McDonald, a right-hander out of LSU, received a groundbreaking three-year guaranteed contract worth $950,000 — nearly quadruple the bonus given to the previous year’s top pick — because of his pedigree as one of the best pitching prospects in modern baseball history. He pitched just two games in the minor leagues before debuting in late August of Baltimore’s “Why Not?” 1989 campaign — the last player to be drafted first overall and make the majors in the same season.
“It was one of the more difficult times in my life. I honestly didn’t enjoy baseball a whole lot because of those expectations,” said McDonald, who had a good big league career but wasn’t the dominant pitcher scouts envisioned because of persistent shoulder issues. “I tried to live up to ’em, which was the worst thing in the world.
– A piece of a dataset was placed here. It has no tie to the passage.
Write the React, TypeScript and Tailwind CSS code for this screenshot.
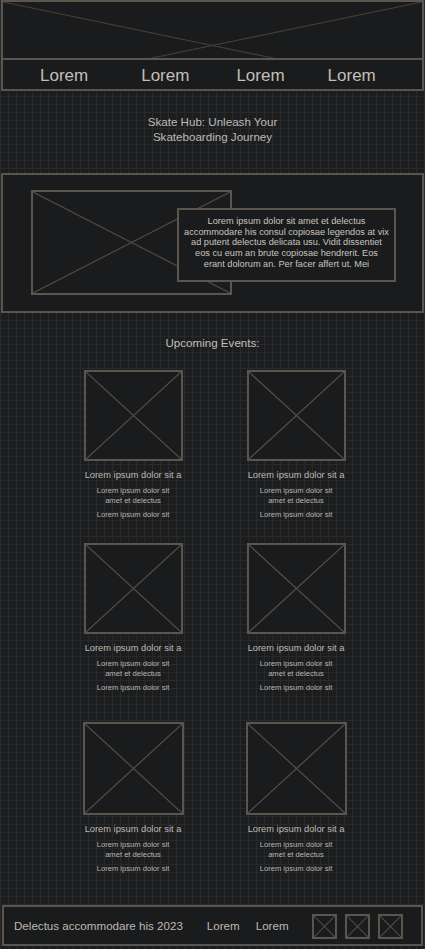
import React from "react";

const EVENTS = [
  { row: 0, size: "h-[91px] w-[99px]" },
  { row: 1, size: "h-[91px] w-[99px]" },
  { row: 2, size: "h-[93px] w-[101px]" },
];

function Placeholder({ className = "", line = "#4f4a42" }: { className?: string; line?: string }) {
  return (
    <div className={`relative border-2 border-[#5b554c] bg-[#1a1b1d] ${className}`}>
      <svg className="absolute inset-0 h-full w-full" viewBox="0 0 100 100" preserveAspectRatio="none">
        <line x1="0" y1="0" x2="100" y2="100" stroke={line} strokeWidth="1.2" vectorEffect="non-scaling-stroke" />
        <line x1="100" y1="0" x2="0" y2="100" stroke={line} strokeWidth="1.2" vectorEffect="non-scaling-stroke" />
      </svg>
    </div>
  );
}

function EventCard({ size }: { size: string }) {
  return (
    <div className="flex w-[150px] flex-col items-center">
      <Placeholder className={size} line="#554f47" />
      <div className="mt-[8px] text-[9.3px] leading-[12px] text-[#bfbbb4]">Lorem ipsum dolor sit a</div>
      <div className="mt-[5px] text-center text-[7.6px] leading-[10px] text-[#bab6af]">
        Lorem ipsum dolor sit
        <br />
        amet et delectus
      </div>
      <div className="mt-[4px] text-[7.6px] leading-[10px] text-[#bab6af]">Lorem ipsum dolor sit</div>
    </div>
  );
}

export default function App() {
  return (
    <div
      className="flex min-h-screen w-[425px] flex-col bg-[#1c1d1f] bg-[linear-gradient(to_right,#27292b_1px,transparent_1px),linear-gradient(to_bottom,#27292b_1px,transparent_1px)] bg-[size:8px_8px] pb-[2px] text-[#c6c2bb]"
      style={{ fontFamily: '"Liberation Sans", Arial, sans-serif' }}
    >
      {/* ── Header ── */}
      <header className="relative mx-[1px] flex h-[91px] flex-col border-2 border-[#5b554c] bg-[#1a1b1d]">
        <svg className="absolute inset-0 h-full w-full" viewBox="0 0 100 100" preserveAspectRatio="none">
          <line x1="0" y1="0" x2="100" y2="100" stroke="#423e37" strokeWidth="1.2" vectorEffect="non-scaling-stroke" />
          <line x1="100" y1="0" x2="0" y2="100" stroke="#423e37" strokeWidth="1.2" vectorEffect="non-scaling-stroke" />
        </svg>
        <div className="h-[56px] shrink-0" />
        <nav className="relative flex flex-1 items-center border-t-2 border-[#5b554c] bg-[#1a1b1d] pl-[37px] pt-[2px] text-[17px] leading-[20px] text-[#c3bfb8]">
          <span>Lorem</span>
          <span className="ml-[53px]">Lorem</span>
          <span className="ml-[47px]">Lorem</span>
          <span className="ml-[43px]">Lorem</span>
        </nav>
      </header>

      {/* ── Title ── */}
      <h1 className="mt-[23px] text-center text-[11.6px] leading-[15px] text-[#bfbbb4]">
        Skate Hub: Unleash Your
        <br />
        Skateboarding Journey
      </h1>

      {/* ── Hero ── */}
      <section className="mx-[1px] mt-[29px] flex h-[140px] items-start border-2 border-[#5b554c] bg-[#1a1b1d] pl-[28px] pt-[15px]">
        <Placeholder className="h-[105px] w-[201px] shrink-0" line="#4f4a42" />
        <div className="relative ml-[-55px] mt-[18px] h-[74px] w-[219px] shrink-0 border-2 border-[#5b554c] bg-[#1a1b1d] pt-[6px] text-center text-[9.2px] leading-[10.7px] text-[#c9c5be]">
          Lorem ipsum dolor sit amet et delectus
          <br />
          accommodare his consul copiosae legendos at vix
          <br />
          ad putent delectus delicata usu. Vidit dissentiet
          <br />
          eos cu eum an brute copiosae hendrerit. Eos
          <br />
          erant dolorum an. Per facer affert ut. Mei
        </div>
      </section>

      {/* ── Events ── */}
      <h2 className="mt-[22px] text-center text-[11.6px] leading-[15px] text-[#c3bfb8]">Upcoming Events:</h2>

      <div className="flex flex-col pl-[58px]">
        {EVENTS.map((r) => (
          <div
            key={r.row}
            className={`flex gap-[13px] ${r.row === 0 ? "mt-[20px]" : r.row === 1 ? "mt-[23px]" : "mt-[29px]"}`}
          >
            <EventCard size={r.size} />
            <EventCard size={r.size} />
          </div>
        ))}
      </div>

      {/* ── Footer ── */}
      <footer className="mx-[2px] mt-[31px] flex h-[41px] items-center border-2 border-[#5b554c] bg-[#1a1b1d] pl-[10px] pt-[1px] text-[11.6px] leading-[14px] text-[#bdb9b2]">
        <span>Delectus accommodare his 2023</span>
        <span className="ml-[24px]">Lorem</span>
        <span className="ml-[16px]">Lorem</span>
        <div className="ml-[23px] flex gap-[8px]">
          <Placeholder className="h-[25px] w-[25px]" line="#4f4a42" />
          <Placeholder className="h-[25px] w-[25px]" line="#4f4a42" />
          <Placeholder className="h-[25px] w-[25px]" line="#4f4a42" />
        </div>
      </footer>
    </div>
  );
}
When you try to live up to certain expectations, you try to please others. I think that starts a downhill spiral. There were a lot of nights in my career when I banged my head up against the wall wondering why I couldn’t consistently have success at the big league level.”
But McDonald didn’t have footsteps to follow like Holliday does in Rutschman and Henderson. To handle the mantle of baseball’s top prospect, McDonald said a player has to be mentally tough with a certain moxy that he believes the Orioles’ trio has.
“What strikes me about these young kids is the confidence they have,” he said. “It’s pretty impressive. These are good guys, good kids. They come to work every day, they work hard. It’s not cocky; it’s confidence. They’re not a bunch of [jerks]. They’re just good dudes.”
It’s also not skipper Brandon Hyde’s first time managing a young star with weight on his shoulders. Before the Orioles’ trio, Hyde was an assistant with the Chicago Cubs when top 100 prospects Javier Báez, Kris Bryant, Jorge Soler, Kyle Schwarber and Willson Contreras navigated their early days in the big leagues.
Hyde, entering his sixth season with the Orioles, said Holliday is a “very mature” 20-year-old. But his goal with the youngster — as it was with Henderson and Rutschman — is to “take as much pressure off him as possible.”
“I’ve seen No. 1 prospects come to the big leagues before and seen the hype and the fanfare and peoples’ expectation is that they’re going to be superstars right away, and that’s very, very challenging,” Hyde said. “These guys have to worry about by just trying to fit into the big leagues on top of the expectations people have for ‘em. I just try to downplay it as much as I possibly can and try to have ‘em relax.”
That’s the same advice Rutschman has for Holliday — to “slow down the moments that get big.” The All-Star catcher used that same tactic before his debut.
Before getting into his squat on a big league field for the first time, Rutschman took a moment and surveyed Camden Yards to “soak it in.”
It won’t be long before Holliday is doing the same.
Baltimore Sun reporter Matt Weyrich contributed to this article.